Not everyone shied away from us, though. We tested several potential partners based on pricing and technology. Once we had weighed our options, Wunder seemed to be the right platform for what we wanted, particularly because you have the ability to help us scale up.
There are so many startups out there, and it’s always difficult to tell if they’re going to be around for another few years. That’s why Wunder was appealing to us as a partner: it seemed that we could trust you to help us grow. Your last investment round indicates that we made the right choice.
P: Can you tell us about the state of mobility in Denmark today? Are Danes driving private cars to work, is shared mobility something Danes have been using from the get-go, or do cyclists rule the roads?

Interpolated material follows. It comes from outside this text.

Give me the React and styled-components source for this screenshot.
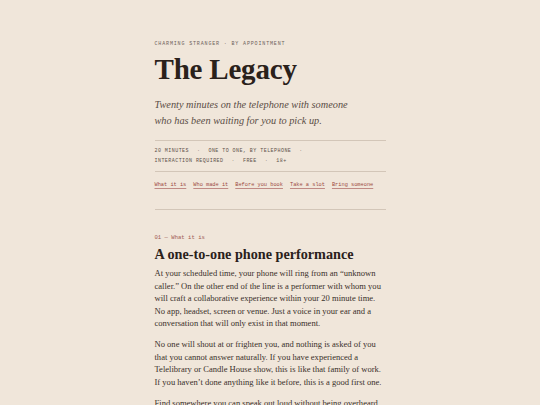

C: In Denmark, everybody drives cars, just like most other places in the world. Even though we’re famous for biking, most cyclists ride in cities and urban areas. 82% of all personal transport kilometers in Denmark happen by car. Additionally, biking in Denmark has been declining steadily since the 90s, and driving a car is increasing steadily. This is definitely not helping with congestion and will be a challenge for the climate until we all drive electric cars.
That’s also a reason why we see carpooling as the only real alternative to private car ownership today. When people live far away from public transportation or their place of work, their choices are extremely limited. That’s why that “82%” matters so much to us. A lot of other mobility companies and organizations are focusing on city inhabitants, so FDM is taking care of the rest of the population.
P: How has your partnership with Wunder Mobility been so far? Do you like working with us?
C: Yes, we do. Wunder has provided us with a good after-sales service. We have several projects going on with different suppliers at the moment, but once the product is launched, the responsiveness of the after-sales service is not always the same. Wunder kept up the effort to make this project work and responded quickly to our questions. It was a valuable help for us, especially in the initial phase of the project.